Work to do - Retype the lines beneath this one, from the first through the line containing "const barTops = [27, 20, 13, 6, 0]". Pictures are left out.

Given material -
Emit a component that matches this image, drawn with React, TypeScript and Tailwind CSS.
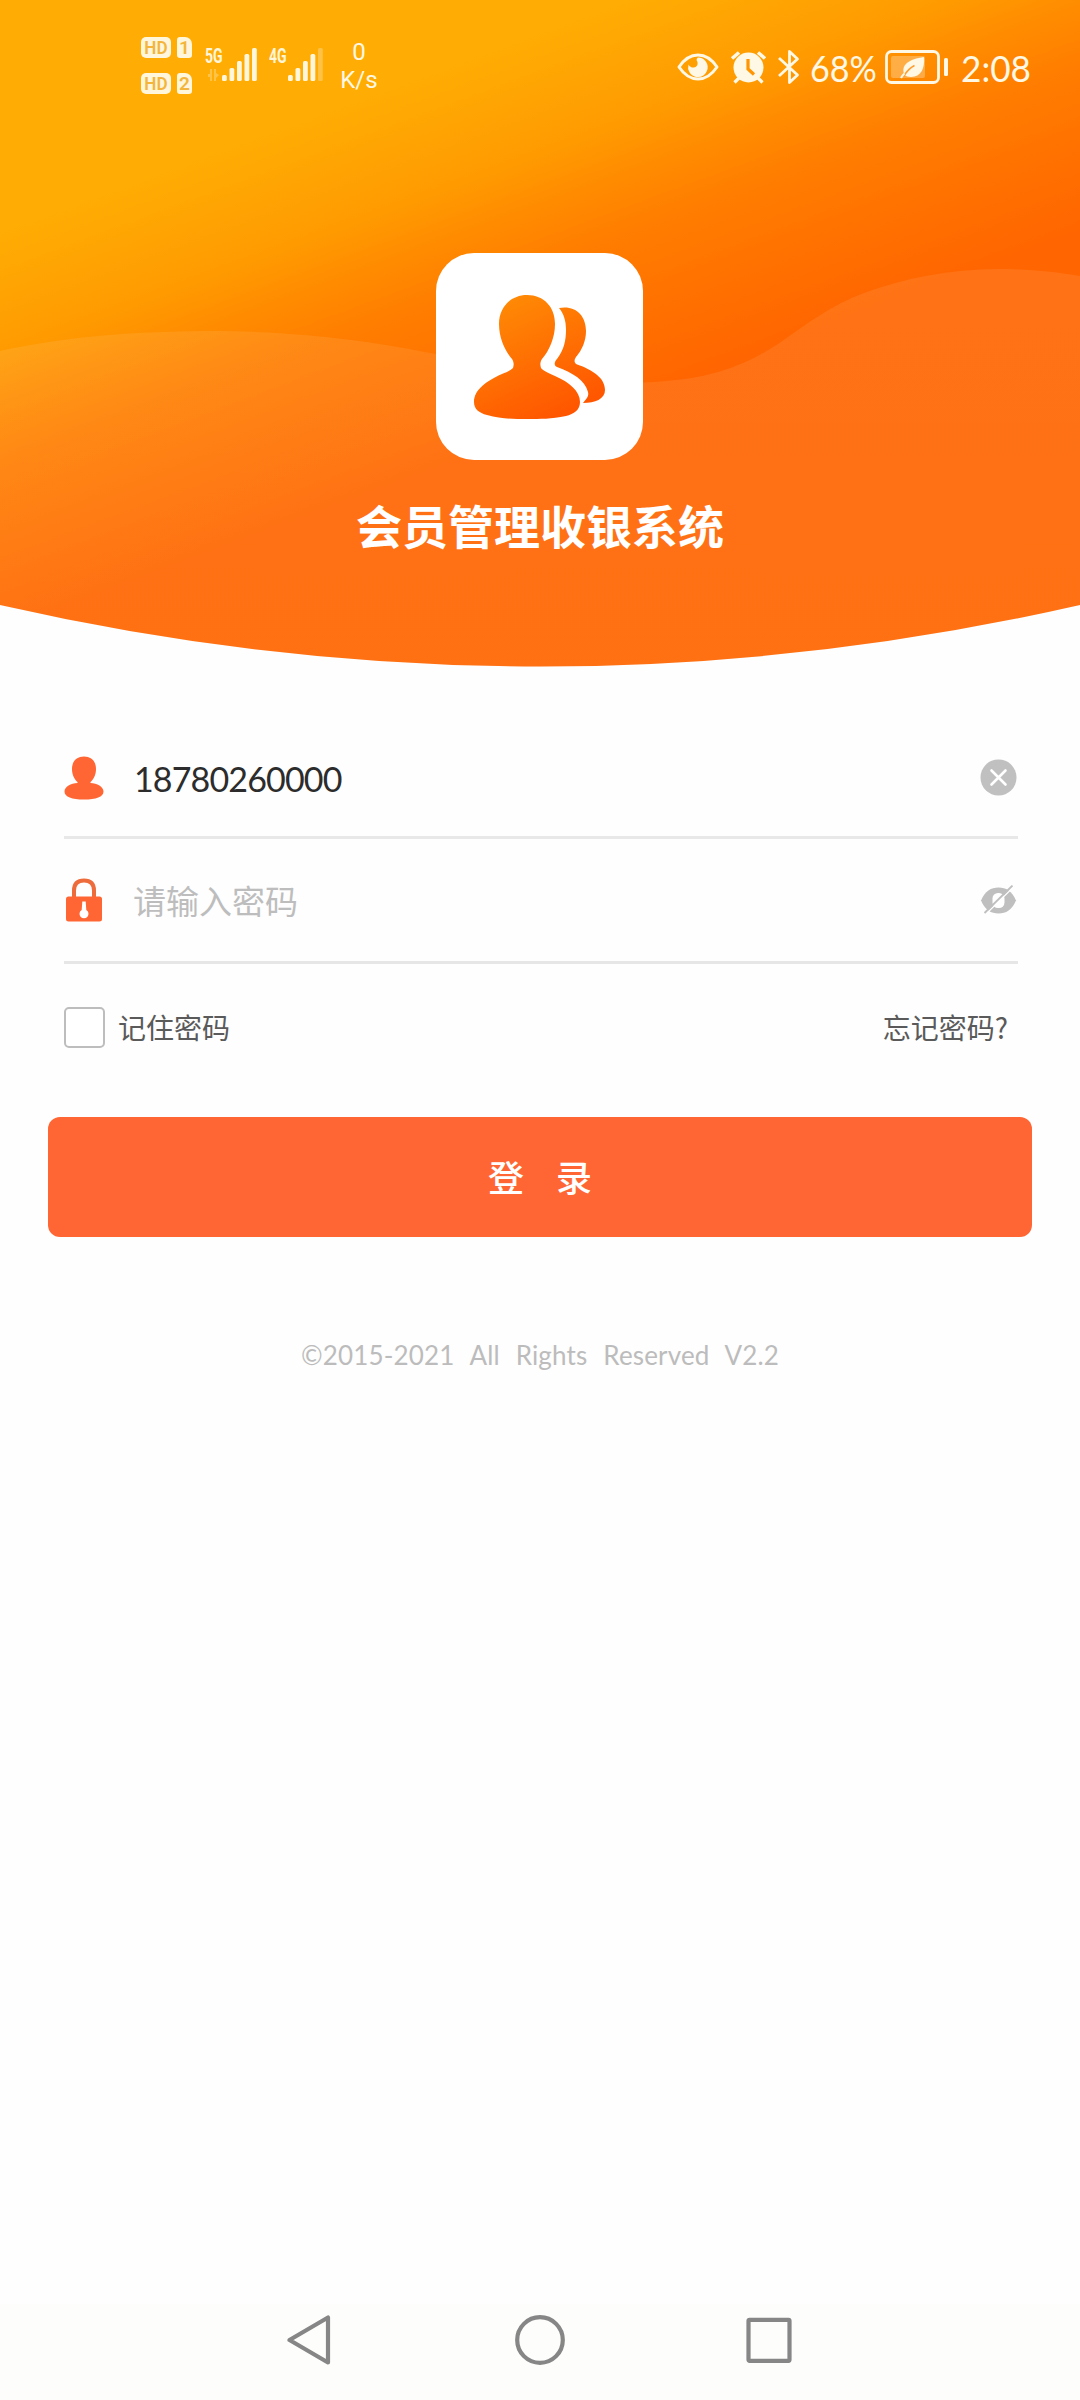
import { useState } from "react"
import { clsx } from "clsx"

const fontStack = "font-['Noto_Sans_CJK_SC','Noto_Sans',sans-serif]"
const latinStack = "font-['Lato','Noto_Sans_CJK_SC',sans-serif]"

function HeaderBackground() {
  return (
    <svg className="absolute inset-0" width="1080" height="668" viewBox="0 0 1080 668" aria-hidden="true">
      <defs>
        <linearGradient id="sky" gradientUnits="userSpaceOnUse" x1="74" y1="198" x2="206" y2="555">
          <stop offset="0" stopColor="#ffad04" />
          <stop offset="0.31" stopColor="#ff9b01" />
          <stop offset="0.44" stopColor="#ff8c00" />
          <stop offset="0.59" stopColor="#ff7d00" />
          <stop offset="1" stopColor="#ff6500" />
        </linearGradient>
        <linearGradient id="wave" x1="0" y1="0" x2="0" y2="1">
          <stop offset="0" stopColor="#fff" stopOpacity="0.085" />
          <stop offset="1" stopColor="#fff" stopOpacity="0.075" />
        </linearGradient>
        <clipPath id="bowl">
          <path d="M0 0H1080V605Q540 728 0 605Z" />
        </clipPath>
      </defs>
      <g clipPath="url(#bowl)">
        <rect width="1080" height="668" fill="url(#sky)" />
        <path
          d="M0 351C70 336 130 332 207 331C300 331 370 341 436 354C510 370 590 386 654 382C700 379 735 372 778 344C810 322 830 306 864 293C905 278 950 269 999 269C1030 269 1055 272 1080 276V668H0Z"
          fill="url(#wave)"
        />
      </g>
    </svg>
  )
}

function HdBadge({ sim }: { sim: string }) {
  return (
    <div className="flex h-[21px] gap-[6px] font-['Roboto',sans-serif] text-[19px] leading-[22px] font-semibold text-[#f3b53c]">
      <span className="flex w-[30px] justify-center rounded-[5px] bg-[#fff6dc]">
        <span className="scale-x-[0.9]">HD</span>
      </span>
      <span className="w-[15px] rounded-[3px] rounded-tr-[7px] bg-[#fff6dc] text-center">{sim}</span>
    </div>
  )
}

const barTops = [27, 20, 13, 6, 0]

function Signal({ label, faded }: { label: string; faded?: boolean }) {
  return (
    <div className="flex h-[33px] items-start text-[#fff6dc]">
      <span className="w-[17px] origin-left scale-x-[0.7] font-['Roboto',sans-serif] text-[20px] leading-[16px] font-bold">
        {label}
      </span>
      <svg className={faded ? "ml-[2px]" : "ml-0"} width="36" height="33" viewBox="0 0 36 33" fill="currentColor">
        {barTops.map((top, i) => (
          <rect
            key={top}
            x={i * 7.5}
            y={top}
            width="4.8"
            height={33 - top}
            rx="1.6"
            opacity={faded && i === 4 ? 0.3 : 1}
          />
        ))}
      </svg>
    </div>
  )
}

function EyeIcon() {
  return (
    <svg width="42" height="28" viewBox="0 0 42 28" fill="none">
      <path d="M2 14C8 5 14 2 21 2s13 3 19 12c-6 9-12 12-19 12S8 23 2 14Z" stroke="currentColor" strokeWidth="3" strokeLinejoin="round" />
      <path d="M21 4.500a9.800 9.800 0 1 1-9.500 7c1.200 2.300 3.200 3.300 5.300 3.100 3.400-.3 4.700-3.800 3.200-6.500-.7-1.200-.4-2.600 1-3.600Z" fill="currentColor" />
    </svg>
  )
}

function AlarmIcon() {
  return (
    <svg width="37" height="34" viewBox="0 0 37 34" fill="none">
      <circle cx="18.500" cy="17.500" r="15" fill="currentColor" />
      <path d="M2 8.500 9 2.500M35 8.500 28 2.500" stroke="currentColor" strokeWidth="3.600" />
      <path d="m9 28-4.500 4.500M28 28l4.500 4.500" stroke="currentColor" strokeWidth="3.200" />
      <path d="M18 9v10l6 5.500" stroke="#ff9503" strokeWidth="3.200" />
    </svg>
  )
}

function BluetoothIcon() {
  return (
    <svg width="24" height="36" viewBox="0 0 24 36" fill="none">
      <path d="M2 9 20.500 26 12.500 33.500V2.500L20.500 10 2 27" stroke="currentColor" strokeWidth="2.800" strokeLinejoin="round" />
    </svg>
  )
}

function BatteryIcon() {
  return (
    <svg width="64" height="34" viewBox="0 0 64 34" fill="none">
      <rect x="1.500" y="1.500" width="52" height="31" rx="5" stroke="currentColor" strokeWidth="2.800" />
      <rect x="6" y="6" width="34" height="22" rx="2" fill="currentColor" opacity="0.3" />
      <path d="M39 7c1 11-3 20-13 20-3 0-5-.8-6.500-2C15 15 24 9 39 7Z" fill="currentColor" />
      <path d="M18.500 26.500c3-5 6-8.500 11-11" stroke="#ff9d30" strokeWidth="1.600" />
      <path d="M16 28c1-2 2-3.200 3.500-4.500" stroke="currentColor" strokeWidth="2" />
      <rect x="59" y="8" width="4" height="18" rx="1.500" fill="currentColor" />
    </svg>
  )
}

function StatusBar() {
  return (
    <div className="relative flex h-[132px] justify-between pt-[37px] pr-[48px] pl-[141px] text-[#fff8e4]">
      <div className="flex items-start">
        <div className="flex flex-col gap-[15px]">
          <HdBadge sim="1" />
          <HdBadge sim="2" />
        </div>
        <div className="mt-[11px] ml-[13px] flex gap-[11px]">
          <div className="relative">
            <Signal label="5G" />
            <svg className="absolute bottom-0 left-[3px] opacity-30" width="11" height="12" viewBox="0 0 11 12" fill="currentColor">
              <path d="M0 5h2V0h2v12H2V8H0ZM6 0h2v4l3 2-3 3v3H6Z" />
            </svg>
          </div>
          <Signal label="4G" faded />
        </div>
        <div className="mt-[1px] ml-[13px] w-[44px] text-center font-['Roboto',sans-serif] text-[24px] leading-[28px]">
          <p>0</p>
          <p>K/s</p>
        </div>
      </div>
      <div className="flex h-[60px] items-center">
        <EyeIcon />
        <div className="ml-[11px] flex">
          <AlarmIcon />
        </div>
        <div className="ml-[10px] flex">
          <BluetoothIcon />
        </div>
        <span className={clsx("ml-[9px] w-[75px] origin-left scale-x-[0.92] text-[37px] leading-none whitespace-nowrap", latinStack)}>
          68%
        </span>
        <BatteryIcon />
        <span className={clsx("ml-[12px] w-[71px] origin-left scale-x-[0.95] text-[37px] leading-none", latinStack)}>2:08</span>
      </div>
    </div>
  )
}

function Logo() {
  return (
    <div className="relative mt-[121px] ml-[436px] h-[207px] w-[207px] rounded-[38px] bg-white">
      <svg width="207" height="207" viewBox="0 0 207 207" fill="none">
        <defs>
          <linearGradient id="members" gradientUnits="userSpaceOnUse" x1="70" y1="45" x2="125" y2="165">
            <stop offset="0" stopColor="#ff8a05" />
            <stop offset="1" stopColor="#ff5500" />
          </linearGradient>
        </defs>
        <g fill="url(#members)">
          <path d="M91 42C108 42 119 54 119 71C119 85 113 98 106 106C104 109 104 112 105 115C107 118 113 120 119 123C133 129 144 138 144 149C144 157 138 161 130 163C115 166 105 166 91 166C77 166 65 166 51 162C43 160 38 156 38 149C38 137 50 128 66 121C71 119 75 117 77 115C78 112 78 109 76 106C69 98 63 85 63 71C63 54 75 42 91 42Z" />
          <path d="M123 55C139 52 150 62 150 78C150 88 146 97 140 104C138 107 138 109 140 111C157 117 169 125 169 137C169 146 159 150 147 150C151 145 153 143 152 139C149 127 137 120 121 114C117 112 119 108 121 106C128 97 130 87 130 77C130 68 128 61 123 55Z" />
        </g>
      </svg>
    </div>
  )
}

function UserIcon() {
  return (
    <svg className="mt-[3px]" width="40" height="44" viewBox="0 0 40 44" fill="#ff6633">
      <path d="M20 0.500C27.500 0.500 32 5.500 32 13C32 19 29.500 23.500 26.500 26V27C33 27.500 39.500 30.500 39.500 35.500C39.500 41 32 43.500 20 43.500S0.500 41 0.500 35.500C0.500 30.500 7 27.500 13.500 27V26C10.500 23.500 8 19 8 13C8 5.500 12.500 0.500 20 0.500Z" />
    </svg>
  )
}

function LockIcon() {
  return (
    <svg width="40" height="44" viewBox="0 0 40 44" fill="none">
      <path d="M10 20V12.500C10 6 13.500 2.500 20 2.500S30 6 30 12.500V20" stroke="#ee6c3c" strokeWidth="4" />
      <rect x="2" y="18.500" width="36" height="25" rx="2.500" fill="#ff6633" />
      <path d="M18.300 23.500h3.400l.6 8.500a4.500 4.500 0 1 1-4.600 0Z" fill="#fff" />
    </svg>
  )
}

function ClearIcon() {
  return (
    <svg width="37" height="37" viewBox="0 0 37 37" fill="none">
      <circle cx="18.500" cy="18.500" r="18" fill="#c0c0c0" />
      <path d="m11.500 11.500 14 14M25.500 11.500l-14 14" stroke="#fff" strokeWidth="2.600" strokeLinecap="round" />
    </svg>
  )
}

function HiddenIcon() {
  return (
    <svg width="37" height="30" viewBox="0 0 37 30" fill="none">
      <path d="M1 15.500C5 6 11 2.500 18.500 2.500S32 6 36 15.500C32 25 26 28.500 18.500 28.500S5 25 1 15.500Z" fill="#bfbfbf" />
      <rect x="12.500" y="8" width="12" height="15" rx="5.500" fill="#fff" />
      <path d="M6.500 28.500 33 2.500" stroke="#fff" strokeWidth="1.200" />
      <path d="M4.500 28 32.500 0.500" stroke="#bfbfbf" strokeWidth="1.800" />
    </svg>
  )
}

export default function App() {
  const [phone, setPhone] = useState("18780260000")
  const [password, setPassword] = useState("")
  const [visible, setVisible] = useState(false)
  const [remember, setRemember] = useState(false)

  return (
    <div className={clsx("flex h-[2400px] w-[1080px] flex-col bg-[#fefefe]", fontStack)}>
      <header className="relative h-[668px]">
        <HeaderBackground />
        <StatusBar />
        <Logo />
        <h1 className="relative mt-[29px] text-center text-[46px] leading-[70px] font-bold text-white">会员管理收银系统</h1>
      </header>

      <form className="flex flex-col" onSubmit={(event) => event.preventDefault()}>
        <div className="mt-[48px] mr-[62px] ml-[64px] flex h-[123px] items-center border-b-[3px] border-[#e8e8e8]">
          <UserIcon />
          <input
            type="text"
            value={phone}
            onChange={(event) => setPhone(event.target.value)}
            className={clsx(
              "ml-[30px] h-[60px] min-w-0 flex-1 pt-[5px] text-[34px] tracking-[-0.85px] text-[#2c2c2c] outline-none",
              latinStack,
            )}
          />
          <button type="button" className="mt-[2px] mr-[1px]" onClick={() => setPhone("")}>
            <ClearIcon />
          </button>
        </div>
        <div className="mr-[62px] ml-[64px] flex h-[125px] items-center border-b-[3px] border-[#e6e6e6]">
          <LockIcon />
          <input
            type={visible ? "text" : "password"}
            value={password}
            placeholder="请输入密码"
            onChange={(event) => setPassword(event.target.value)}
            className="ml-[29px] h-[60px] min-w-0 flex-1 text-[33px] text-[#2c2c2c] outline-none placeholder:text-[#bdbdbd]"
          />
          <button type="button" className="mr-[1px]" onClick={() => setVisible(!visible)}>
            <HiddenIcon />
          </button>
        </div>

        <div className="mt-[43px] mr-[72px] ml-[64px] flex h-[41px] items-center justify-between text-[28px] text-[#5a5a5a]">
          <button type="button" onClick={() => setRemember(!remember)} className="flex items-center">
            <span
              className={clsx(
                "h-[41px] w-[41px] rounded-[5px] border-[2.500px] border-[#bdbdbd]",
                remember ? "bg-[#ff6633]" : "bg-white",
              )}
            />
            <span className="ml-[13px] pb-[2px]">记住密码</span>
          </button>
          <a className="pb-[2px]">忘记密码?</a>
        </div>

        <button
          type="submit"
          className="mx-[48px] mt-[69px] h-[120px] rounded-[12px] bg-[#ff6633] pb-[3px] text-[36px] font-medium text-white"
        >
          <span className="flex justify-center gap-[32px]">
            <span>登</span>
            <span>录</span>
          </span>
        </button>
      </form>

      <p
        className={clsx(
          "mt-[98px] text-center text-[26px] leading-[40px] tracking-[0.17px] text-[#bcbcbc] [word-spacing:9px]",
          latinStack,
        )}
      >
        ©2015-2021 All Rights Reserved V2.2
      </p>

      <nav className="mt-auto flex h-[96px] items-start justify-center gap-[180px] bg-[#fdfdfb] pt-[11px]">
        <svg width="50" height="50" viewBox="0 0 50 50" fill="none" stroke="#868686" strokeWidth="4.200" strokeLinejoin="round">
          <path d="M43 2.500V47.500L4.500 25Z" />
        </svg>
        <svg width="50" height="50" viewBox="0 0 50 50" fill="none" stroke="#868686" strokeWidth="4.200">
          <circle cx="25" cy="25" r="22.800" />
        </svg>
        <svg width="50" height="50" viewBox="0 0 50 50" fill="none" stroke="#868686" strokeWidth="4.200" strokeLinejoin="round">
          <rect x="3.500" y="4.800" width="41" height="41" rx="1" />
        </svg>
      </nav>
    </div>
  )
}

Task response -
Emit a component that matches this image, drawn with React, TypeScript and Tailwind CSS.
import { useState } from "react"
import { clsx } from "clsx"

const fontStack = "font-['Noto_Sans_CJK_SC','Noto_Sans',sans-serif]"
const latinStack = "font-['Lato','Noto_Sans_CJK_SC',sans-serif]"

function HeaderBackground() {
  return (
    <svg className="absolute inset-0" width="1080" height="668" viewBox="0 0 1080 668" aria-hidden="true">
      <defs>
        <linearGradient id="sky" gradientUnits="userSpaceOnUse" x1="74" y1="198" x2="206" y2="555">
          <stop offset="0" stopColor="#ffad04" />
          <stop offset="0.31" stopColor="#ff9b01" />
          <stop offset="0.44" stopColor="#ff8c00" />
          <stop offset="0.59" stopColor="#ff7d00" />
          <stop offset="1" stopColor="#ff6500" />
        </linearGradient>
        <linearGradient id="wave" x1="0" y1="0" x2="0" y2="1">
          <stop offset="0" stopColor="#fff" stopOpacity="0.085" />
          <stop offset="1" stopColor="#fff" stopOpacity="0.075" />
        </linearGradient>
        <clipPath id="bowl">
          <path d="M0 0H1080V605Q540 728 0 605Z" />
        </clipPath>
      </defs>
      <g clipPath="url(#bowl)">
        <rect width="1080" height="668" fill="url(#sky)" />
        <path
          d="M0 351C70 336 130 332 207 331C300 331 370 341 436 354C510 370 590 386 654 382C700 379 735 372 778 344C810 322 830 306 864 293C905 278 950 269 999 269C1030 269 1055 272 1080 276V668H0Z"
          fill="url(#wave)"
        />
      </g>
    </svg>
  )
}

function HdBadge({ sim }: { sim: string }) {
  return (
    <div className="flex h-[21px] gap-[6px] font-['Roboto',sans-serif] text-[19px] leading-[22px] font-semibold text-[#f3b53c]">
      <span className="flex w-[30px] justify-center rounded-[5px] bg-[#fff6dc]">
        <span className="scale-x-[0.9]">HD</span>
      </span>
      <span className="w-[15px] rounded-[3px] rounded-tr-[7px] bg-[#fff6dc] text-center">{sim}</span>
    </div>
  )
}

const barTops = [27, 20, 13, 6, 0]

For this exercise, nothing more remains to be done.